I identify with Alice, maybe because she’s lost in a strange world  where nothing makes sense, as I’ve so often felt in the real world.

I get by, but sometimes I feel like I’m playacting, not understanding why everyone is painting the white roses red.

I know exactly how it must have felt when Alice fell down the rabbit hole.

Through this book, Lewis Carroll introduced me to the idea that it’s okay to play with language.  I knew that reading was fun, but most books follow a set of rules.  English teachers expound on those rules, and in school writing, I dared not break them.

But here was a published author whose book contains nonsense words!

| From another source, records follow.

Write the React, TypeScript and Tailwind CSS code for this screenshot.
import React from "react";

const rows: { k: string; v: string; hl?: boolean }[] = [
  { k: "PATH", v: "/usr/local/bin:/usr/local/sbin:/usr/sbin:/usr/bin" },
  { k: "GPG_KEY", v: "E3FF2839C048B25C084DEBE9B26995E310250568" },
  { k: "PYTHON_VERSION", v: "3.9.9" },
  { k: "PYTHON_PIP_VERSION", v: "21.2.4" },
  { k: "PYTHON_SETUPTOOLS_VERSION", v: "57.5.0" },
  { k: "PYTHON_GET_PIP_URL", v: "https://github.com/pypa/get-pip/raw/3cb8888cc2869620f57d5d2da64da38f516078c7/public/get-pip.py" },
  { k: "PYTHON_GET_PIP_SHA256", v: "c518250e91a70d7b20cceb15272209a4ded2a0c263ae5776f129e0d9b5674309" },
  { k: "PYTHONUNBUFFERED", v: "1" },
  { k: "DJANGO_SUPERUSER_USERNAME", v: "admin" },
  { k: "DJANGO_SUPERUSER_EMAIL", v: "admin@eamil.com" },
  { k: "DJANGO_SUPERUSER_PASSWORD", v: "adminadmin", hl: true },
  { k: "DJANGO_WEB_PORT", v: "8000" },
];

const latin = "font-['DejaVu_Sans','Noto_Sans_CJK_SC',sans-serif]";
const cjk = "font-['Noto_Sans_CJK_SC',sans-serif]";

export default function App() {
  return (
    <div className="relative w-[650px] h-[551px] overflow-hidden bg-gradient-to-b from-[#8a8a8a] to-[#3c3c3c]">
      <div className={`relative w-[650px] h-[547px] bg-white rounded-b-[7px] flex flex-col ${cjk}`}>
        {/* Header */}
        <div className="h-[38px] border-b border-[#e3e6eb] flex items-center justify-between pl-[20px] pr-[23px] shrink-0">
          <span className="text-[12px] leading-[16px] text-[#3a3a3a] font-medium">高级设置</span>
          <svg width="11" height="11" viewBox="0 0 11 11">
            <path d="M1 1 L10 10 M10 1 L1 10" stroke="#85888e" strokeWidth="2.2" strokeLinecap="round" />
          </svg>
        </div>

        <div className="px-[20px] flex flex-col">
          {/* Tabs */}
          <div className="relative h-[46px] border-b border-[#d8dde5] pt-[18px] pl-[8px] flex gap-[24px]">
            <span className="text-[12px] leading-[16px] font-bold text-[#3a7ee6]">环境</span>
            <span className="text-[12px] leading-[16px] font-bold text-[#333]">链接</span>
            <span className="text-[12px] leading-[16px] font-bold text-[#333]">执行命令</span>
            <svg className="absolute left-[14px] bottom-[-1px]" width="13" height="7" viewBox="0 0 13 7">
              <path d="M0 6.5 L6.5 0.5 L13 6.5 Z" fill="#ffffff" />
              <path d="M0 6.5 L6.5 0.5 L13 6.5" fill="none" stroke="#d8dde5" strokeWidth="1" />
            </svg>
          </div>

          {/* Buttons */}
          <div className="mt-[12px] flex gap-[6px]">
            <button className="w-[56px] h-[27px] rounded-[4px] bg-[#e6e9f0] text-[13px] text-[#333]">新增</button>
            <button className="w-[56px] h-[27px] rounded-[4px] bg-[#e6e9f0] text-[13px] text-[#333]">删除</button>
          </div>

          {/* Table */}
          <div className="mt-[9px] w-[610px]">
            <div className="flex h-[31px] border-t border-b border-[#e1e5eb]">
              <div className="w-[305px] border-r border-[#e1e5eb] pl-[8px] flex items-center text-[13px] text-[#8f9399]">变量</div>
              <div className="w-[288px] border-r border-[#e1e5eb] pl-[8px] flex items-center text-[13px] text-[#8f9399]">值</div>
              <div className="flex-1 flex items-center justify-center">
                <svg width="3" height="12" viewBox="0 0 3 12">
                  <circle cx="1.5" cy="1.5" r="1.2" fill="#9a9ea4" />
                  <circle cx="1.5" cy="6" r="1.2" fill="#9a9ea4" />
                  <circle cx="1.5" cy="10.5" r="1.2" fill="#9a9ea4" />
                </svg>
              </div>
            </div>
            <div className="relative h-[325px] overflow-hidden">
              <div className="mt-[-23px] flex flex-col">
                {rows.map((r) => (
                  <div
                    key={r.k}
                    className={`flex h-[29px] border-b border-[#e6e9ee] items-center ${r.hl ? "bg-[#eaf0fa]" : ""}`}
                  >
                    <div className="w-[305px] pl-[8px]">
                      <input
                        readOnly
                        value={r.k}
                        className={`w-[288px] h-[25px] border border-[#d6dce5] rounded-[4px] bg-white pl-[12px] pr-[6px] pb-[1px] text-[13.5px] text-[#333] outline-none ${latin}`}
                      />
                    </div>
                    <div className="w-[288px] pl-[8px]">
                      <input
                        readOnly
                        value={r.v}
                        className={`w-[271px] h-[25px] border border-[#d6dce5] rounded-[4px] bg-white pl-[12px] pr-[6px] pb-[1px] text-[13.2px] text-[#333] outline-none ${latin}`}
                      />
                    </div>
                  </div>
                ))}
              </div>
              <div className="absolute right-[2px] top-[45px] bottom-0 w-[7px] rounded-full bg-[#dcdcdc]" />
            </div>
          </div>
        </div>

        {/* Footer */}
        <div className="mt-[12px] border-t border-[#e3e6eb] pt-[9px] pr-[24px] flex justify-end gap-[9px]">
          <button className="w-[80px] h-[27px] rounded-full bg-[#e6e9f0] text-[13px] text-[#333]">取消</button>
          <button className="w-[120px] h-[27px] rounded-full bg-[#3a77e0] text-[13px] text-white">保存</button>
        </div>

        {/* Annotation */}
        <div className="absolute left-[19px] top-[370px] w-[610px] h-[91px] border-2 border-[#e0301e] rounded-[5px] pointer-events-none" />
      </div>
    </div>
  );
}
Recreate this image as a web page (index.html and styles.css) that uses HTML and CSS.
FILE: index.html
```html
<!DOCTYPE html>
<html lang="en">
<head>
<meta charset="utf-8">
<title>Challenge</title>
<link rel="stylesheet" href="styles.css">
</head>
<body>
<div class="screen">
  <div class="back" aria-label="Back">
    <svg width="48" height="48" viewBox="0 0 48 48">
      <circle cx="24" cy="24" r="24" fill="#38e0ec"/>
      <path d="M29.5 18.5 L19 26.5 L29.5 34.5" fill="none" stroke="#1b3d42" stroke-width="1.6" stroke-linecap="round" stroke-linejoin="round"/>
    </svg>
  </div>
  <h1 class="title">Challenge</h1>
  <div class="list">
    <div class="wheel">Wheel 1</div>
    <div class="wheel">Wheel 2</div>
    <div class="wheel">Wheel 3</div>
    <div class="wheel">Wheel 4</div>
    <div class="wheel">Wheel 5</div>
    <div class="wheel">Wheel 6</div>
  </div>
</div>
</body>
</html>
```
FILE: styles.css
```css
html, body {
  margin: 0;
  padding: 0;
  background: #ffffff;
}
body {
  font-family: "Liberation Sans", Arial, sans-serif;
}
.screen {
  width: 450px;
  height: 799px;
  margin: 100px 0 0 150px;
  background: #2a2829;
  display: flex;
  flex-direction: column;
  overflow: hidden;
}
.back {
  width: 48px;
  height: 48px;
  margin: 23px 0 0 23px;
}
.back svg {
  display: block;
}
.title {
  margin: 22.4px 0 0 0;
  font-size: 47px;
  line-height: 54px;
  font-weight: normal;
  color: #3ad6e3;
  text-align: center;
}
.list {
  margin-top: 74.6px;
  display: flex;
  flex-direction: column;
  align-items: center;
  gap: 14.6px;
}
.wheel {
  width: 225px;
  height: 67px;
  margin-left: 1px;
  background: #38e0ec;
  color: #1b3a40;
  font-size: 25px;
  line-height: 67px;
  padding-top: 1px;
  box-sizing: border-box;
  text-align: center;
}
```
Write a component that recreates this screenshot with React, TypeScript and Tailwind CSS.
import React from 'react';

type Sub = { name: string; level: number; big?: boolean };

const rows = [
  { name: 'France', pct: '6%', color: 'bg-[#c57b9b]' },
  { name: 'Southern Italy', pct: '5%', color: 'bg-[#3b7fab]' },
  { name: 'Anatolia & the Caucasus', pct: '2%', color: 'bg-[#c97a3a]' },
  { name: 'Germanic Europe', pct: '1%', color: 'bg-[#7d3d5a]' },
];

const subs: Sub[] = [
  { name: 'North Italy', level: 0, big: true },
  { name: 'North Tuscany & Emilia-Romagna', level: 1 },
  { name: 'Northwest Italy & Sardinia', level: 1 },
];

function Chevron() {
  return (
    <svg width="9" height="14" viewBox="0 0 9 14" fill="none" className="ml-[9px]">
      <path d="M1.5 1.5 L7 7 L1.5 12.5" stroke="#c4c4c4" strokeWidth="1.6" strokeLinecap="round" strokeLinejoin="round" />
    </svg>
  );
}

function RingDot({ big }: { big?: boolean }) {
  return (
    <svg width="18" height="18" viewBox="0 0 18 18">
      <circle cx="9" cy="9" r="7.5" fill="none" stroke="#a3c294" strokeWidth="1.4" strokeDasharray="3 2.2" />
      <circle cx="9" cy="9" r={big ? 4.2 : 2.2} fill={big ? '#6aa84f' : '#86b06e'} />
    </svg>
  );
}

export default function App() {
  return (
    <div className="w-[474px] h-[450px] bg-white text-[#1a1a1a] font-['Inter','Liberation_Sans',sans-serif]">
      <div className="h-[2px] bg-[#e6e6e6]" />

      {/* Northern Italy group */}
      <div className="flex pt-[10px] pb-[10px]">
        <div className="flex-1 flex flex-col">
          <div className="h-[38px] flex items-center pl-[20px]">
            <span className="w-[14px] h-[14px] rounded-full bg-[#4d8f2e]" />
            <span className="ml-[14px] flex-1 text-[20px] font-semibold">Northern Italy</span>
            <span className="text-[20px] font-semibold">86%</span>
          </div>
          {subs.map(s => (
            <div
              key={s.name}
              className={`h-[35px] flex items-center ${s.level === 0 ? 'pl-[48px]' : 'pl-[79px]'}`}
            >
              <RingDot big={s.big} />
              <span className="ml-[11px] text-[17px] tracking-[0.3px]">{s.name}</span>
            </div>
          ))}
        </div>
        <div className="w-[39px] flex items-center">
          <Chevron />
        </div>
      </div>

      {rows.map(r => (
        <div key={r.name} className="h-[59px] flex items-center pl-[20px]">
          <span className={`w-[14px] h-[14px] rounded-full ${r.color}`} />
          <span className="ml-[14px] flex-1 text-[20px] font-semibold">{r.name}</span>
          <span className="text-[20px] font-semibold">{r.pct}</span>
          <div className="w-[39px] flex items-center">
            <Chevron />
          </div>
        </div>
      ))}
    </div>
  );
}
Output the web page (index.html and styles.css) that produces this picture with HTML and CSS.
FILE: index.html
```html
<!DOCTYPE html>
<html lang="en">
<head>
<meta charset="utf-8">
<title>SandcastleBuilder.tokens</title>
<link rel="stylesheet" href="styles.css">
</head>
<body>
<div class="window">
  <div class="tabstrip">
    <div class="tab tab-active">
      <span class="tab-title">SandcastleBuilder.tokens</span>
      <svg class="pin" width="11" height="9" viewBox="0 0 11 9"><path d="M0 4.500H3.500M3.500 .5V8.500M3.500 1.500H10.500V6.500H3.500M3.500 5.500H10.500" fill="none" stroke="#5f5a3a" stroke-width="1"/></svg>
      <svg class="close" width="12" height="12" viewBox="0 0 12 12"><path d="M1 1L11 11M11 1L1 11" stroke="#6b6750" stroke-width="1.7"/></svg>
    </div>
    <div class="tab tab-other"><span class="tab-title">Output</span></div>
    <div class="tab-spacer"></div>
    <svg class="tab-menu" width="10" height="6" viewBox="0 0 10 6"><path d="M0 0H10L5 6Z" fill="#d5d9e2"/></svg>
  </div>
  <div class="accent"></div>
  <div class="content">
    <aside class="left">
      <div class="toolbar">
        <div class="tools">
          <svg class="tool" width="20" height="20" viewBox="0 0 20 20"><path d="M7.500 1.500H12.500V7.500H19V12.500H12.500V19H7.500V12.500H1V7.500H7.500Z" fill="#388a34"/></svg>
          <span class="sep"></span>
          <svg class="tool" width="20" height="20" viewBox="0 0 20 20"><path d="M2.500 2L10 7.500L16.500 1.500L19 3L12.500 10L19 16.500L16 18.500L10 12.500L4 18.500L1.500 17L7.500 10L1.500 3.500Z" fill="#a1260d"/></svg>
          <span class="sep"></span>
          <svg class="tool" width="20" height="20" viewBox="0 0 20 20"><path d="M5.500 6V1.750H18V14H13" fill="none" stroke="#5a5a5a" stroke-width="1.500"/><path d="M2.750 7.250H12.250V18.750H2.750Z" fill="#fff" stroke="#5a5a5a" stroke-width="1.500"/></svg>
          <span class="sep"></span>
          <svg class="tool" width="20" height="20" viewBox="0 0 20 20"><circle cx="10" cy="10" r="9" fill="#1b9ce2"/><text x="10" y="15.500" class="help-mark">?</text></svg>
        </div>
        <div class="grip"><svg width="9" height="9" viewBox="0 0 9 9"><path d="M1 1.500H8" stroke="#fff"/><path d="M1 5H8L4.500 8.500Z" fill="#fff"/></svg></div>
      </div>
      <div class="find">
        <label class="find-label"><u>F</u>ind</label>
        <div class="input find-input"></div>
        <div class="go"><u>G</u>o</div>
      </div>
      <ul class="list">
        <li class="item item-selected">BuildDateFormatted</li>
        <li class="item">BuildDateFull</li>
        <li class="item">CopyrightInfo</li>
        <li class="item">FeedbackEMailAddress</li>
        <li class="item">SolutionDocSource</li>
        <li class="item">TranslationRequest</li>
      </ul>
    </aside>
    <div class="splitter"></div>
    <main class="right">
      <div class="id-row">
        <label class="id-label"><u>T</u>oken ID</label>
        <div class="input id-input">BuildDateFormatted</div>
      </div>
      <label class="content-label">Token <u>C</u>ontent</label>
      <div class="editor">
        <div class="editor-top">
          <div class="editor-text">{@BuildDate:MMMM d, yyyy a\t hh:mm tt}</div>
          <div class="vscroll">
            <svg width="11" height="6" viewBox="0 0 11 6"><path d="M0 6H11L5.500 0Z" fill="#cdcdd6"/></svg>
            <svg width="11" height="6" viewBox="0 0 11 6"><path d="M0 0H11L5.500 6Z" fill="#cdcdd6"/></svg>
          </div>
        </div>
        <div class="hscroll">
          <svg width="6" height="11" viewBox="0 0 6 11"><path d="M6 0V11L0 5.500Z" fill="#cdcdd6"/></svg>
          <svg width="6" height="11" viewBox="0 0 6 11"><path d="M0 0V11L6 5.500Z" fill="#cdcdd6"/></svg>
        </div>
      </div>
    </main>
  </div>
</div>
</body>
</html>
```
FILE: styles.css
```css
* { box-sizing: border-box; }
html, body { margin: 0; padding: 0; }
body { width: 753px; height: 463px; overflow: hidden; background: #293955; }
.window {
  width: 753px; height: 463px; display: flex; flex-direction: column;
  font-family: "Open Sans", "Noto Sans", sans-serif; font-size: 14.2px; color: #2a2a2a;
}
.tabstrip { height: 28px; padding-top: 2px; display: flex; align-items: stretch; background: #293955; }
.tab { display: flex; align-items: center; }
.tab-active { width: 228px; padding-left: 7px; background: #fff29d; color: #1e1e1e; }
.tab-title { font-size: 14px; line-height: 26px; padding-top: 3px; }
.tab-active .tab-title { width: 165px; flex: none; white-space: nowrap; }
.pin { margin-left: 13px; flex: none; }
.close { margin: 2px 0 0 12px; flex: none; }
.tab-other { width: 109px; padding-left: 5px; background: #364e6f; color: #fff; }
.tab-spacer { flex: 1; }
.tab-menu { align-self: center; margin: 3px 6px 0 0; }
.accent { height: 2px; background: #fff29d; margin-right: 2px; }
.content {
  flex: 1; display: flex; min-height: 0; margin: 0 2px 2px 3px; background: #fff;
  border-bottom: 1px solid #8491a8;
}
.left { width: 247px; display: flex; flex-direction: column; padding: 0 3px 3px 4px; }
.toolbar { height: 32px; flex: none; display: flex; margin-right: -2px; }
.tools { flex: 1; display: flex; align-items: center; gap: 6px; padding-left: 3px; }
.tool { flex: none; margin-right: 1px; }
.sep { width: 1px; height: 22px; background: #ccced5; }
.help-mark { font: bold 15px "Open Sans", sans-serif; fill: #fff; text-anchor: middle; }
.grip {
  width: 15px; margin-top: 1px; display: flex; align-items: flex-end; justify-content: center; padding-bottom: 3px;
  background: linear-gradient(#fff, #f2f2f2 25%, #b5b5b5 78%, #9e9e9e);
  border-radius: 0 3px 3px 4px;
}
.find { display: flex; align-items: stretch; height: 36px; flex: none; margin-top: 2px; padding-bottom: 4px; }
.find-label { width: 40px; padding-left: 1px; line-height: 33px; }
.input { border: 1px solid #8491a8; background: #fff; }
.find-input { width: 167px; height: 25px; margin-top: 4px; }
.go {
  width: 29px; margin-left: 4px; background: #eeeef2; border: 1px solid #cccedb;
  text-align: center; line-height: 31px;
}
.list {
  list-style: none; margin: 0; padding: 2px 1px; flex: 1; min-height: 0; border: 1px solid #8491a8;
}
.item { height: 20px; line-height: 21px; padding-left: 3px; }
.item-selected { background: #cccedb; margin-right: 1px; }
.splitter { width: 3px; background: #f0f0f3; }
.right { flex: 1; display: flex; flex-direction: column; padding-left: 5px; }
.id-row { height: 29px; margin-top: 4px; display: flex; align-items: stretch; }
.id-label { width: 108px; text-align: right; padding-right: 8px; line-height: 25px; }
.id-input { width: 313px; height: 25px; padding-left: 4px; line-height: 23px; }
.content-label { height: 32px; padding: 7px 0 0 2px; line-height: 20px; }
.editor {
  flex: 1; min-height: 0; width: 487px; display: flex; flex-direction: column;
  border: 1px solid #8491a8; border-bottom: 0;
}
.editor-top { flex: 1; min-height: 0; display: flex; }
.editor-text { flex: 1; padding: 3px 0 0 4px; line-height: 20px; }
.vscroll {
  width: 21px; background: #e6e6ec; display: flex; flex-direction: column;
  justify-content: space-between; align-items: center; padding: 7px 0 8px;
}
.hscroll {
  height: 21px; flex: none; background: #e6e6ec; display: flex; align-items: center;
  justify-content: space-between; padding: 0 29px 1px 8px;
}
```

Excerpt from Jabberwocky, by Lewis Carroll:

’Twas brillig, and the slithy toves
Did gyre and gimble in the wabe:
All mimsy were the borogoves,
And the mome raths outgrabe.

It opened up a whole world of language.  Suddenly, language was more than it had been before.

In school, I continued to write the way I’d been told.  But on my own time, I experimented and played with language.  Because now I knew I could.

Alice may have been lost when she first got to Wonderland, but she figured it all out eventually.  And what she didn’t figure out, she still managed to deal with.  Eventually, she got home, but the world was never the same.  Because once she knew about Wonderland, she could never un-know it.